Ruling: The Wisconsin Court of Appeals affirmed the Labor & Industry Review Commission's dismissal of the plaintiff's claim for decreased compensation.
What it means: To be entitled to the death benefit payment reduction under Wisconsin law, a carrier must present credible and substantial evidence that the employee was intoxicated at the time of his injury and that his injury was causally related to such intoxication.
Summary: The claimant was a truck driver who was killed when his truck crossed a center line, crashed through a guardrail, plummeted down an embankment, and collided with a freight train. The workers' compensation carrier conceded liability but alleged it was entitled to decreased compensation payments under Wisconsin law. Under the relevant statute, if a fatal injury results from the employee's intoxication, the death benefit provided shall be reduced by 15 percent, but the total reduction may not exceed $15,000.
The Court of Appeals concluded that the commission was entitled to deny the claim for a decrease in compensation if it had legitimate doubts about whether the employee was intoxicated or whether a link existed between his intoxication and his fatal injury.

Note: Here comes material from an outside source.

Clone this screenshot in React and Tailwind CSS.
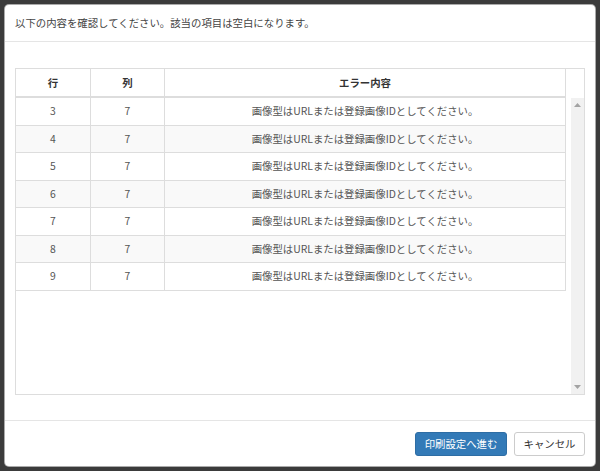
import React from 'react';

const rows = [3, 4, 5, 6, 7, 8, 9];

function Arrow({ up }) {
  return (
    <svg width="7" height="4" viewBox="0 0 7 4" className="mx-auto">
      <path d={up ? 'M0 4 L3.5 0 L7 4 Z' : 'M0 0 L3.5 4 L7 0 Z'} fill="#a3a3a3" />
    </svg>
  );
}

export default function App() {
  return (
    <div className="w-[600px] h-[471px] bg-[#3b3b3b] pt-[4px] px-[4px] font-['Noto_Sans_CJK_JP','Noto_Sans',sans-serif] text-[10.4px]">
      <div className="h-[463px] bg-white rounded-[5px] border border-[#2a2a2a]/40 flex flex-col overflow-hidden">
        <div className="h-[37px] shrink-0 border-b border-[#e5e5e5] px-[10px] flex items-center text-[#444]">
          以下の内容を確認してください。該当の項目は空白になります。
        </div>

        <div className="flex-1 px-[10px] pt-[26px] pb-[25px]">
          <div className="h-[327px] border border-[#dddddd] flex">
            <div className="w-[550px] flex flex-col">
              <div className="flex h-[29px] border-b-2 border-[#dddddd] font-bold text-[#333]">
                <div className="w-[75px] border-r border-[#dddddd] flex items-center justify-center">行</div>
                <div className="w-[74px] border-r border-[#dddddd] flex items-center justify-center">列</div>
                <div className="w-[401px] border-r border-[#dddddd] flex items-center justify-center">エラー内容</div>
              </div>
              {rows.map((r, i) => (
                <div
                  key={r}
                  className={
                    'flex h-[27.5px] border-b border-[#dddddd] text-[#555] ' +
                    (i % 2 === 1 ? 'bg-[#f9f9f9]' : 'bg-white')
                  }
                >
                  <div className="w-[75px] border-r border-[#dddddd] flex items-center justify-center">{r}</div>
                  <div className="w-[74px] border-r border-[#dddddd] flex items-center justify-center">7</div>
                  <div className="w-[401px] border-r border-[#dddddd] flex items-center justify-center">
                    画像型はURLまたは登録画像IDとしてください。
                  </div>
                </div>
              ))}
            </div>
            <div className="flex-1 flex flex-col">
              <div className="h-[29px] shrink-0" />
              <div className="flex-1 ml-auto w-[13px] bg-[#f1f1f1] flex flex-col justify-between py-[5px]">
                <Arrow up />
                <Arrow />
              </div>
            </div>
          </div>
        </div>

        <div className="h-[46px] shrink-0 border-t border-[#e5e5e5] flex items-center justify-end gap-[7px] px-[10px]">
          <button className="w-[92px] h-[24px] rounded-[3px] bg-[#337ab7] border border-[#2e6da4] text-white">
            印刷設定へ進む
          </button>
          <button className="w-[71px] h-[24px] rounded-[3px] bg-white border border-[#cccccc] text-[#333]">
            キャンセル
          </button>
        </div>
      </div>
    </div>
  );
}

The analysis on the blood sample taken from the claimant detected no drugs but was declared invalid for ethanol alcohol due to contamination by diesel fuel. The carrier also submitted state lab reports and the report of an occupational medicine consultant. The administrative law judge noted a number of discrepancies which prevented the ALJ from conclusively establishing that the claimant's "alleged intoxication" was the reason for the accident. Further, there were questions regarding the methodology used by the expert and his qualifications to perform forensic analysis. The ALJ also reasoned that the validity and reliability of the testing methods may have affected the outcome of the tests.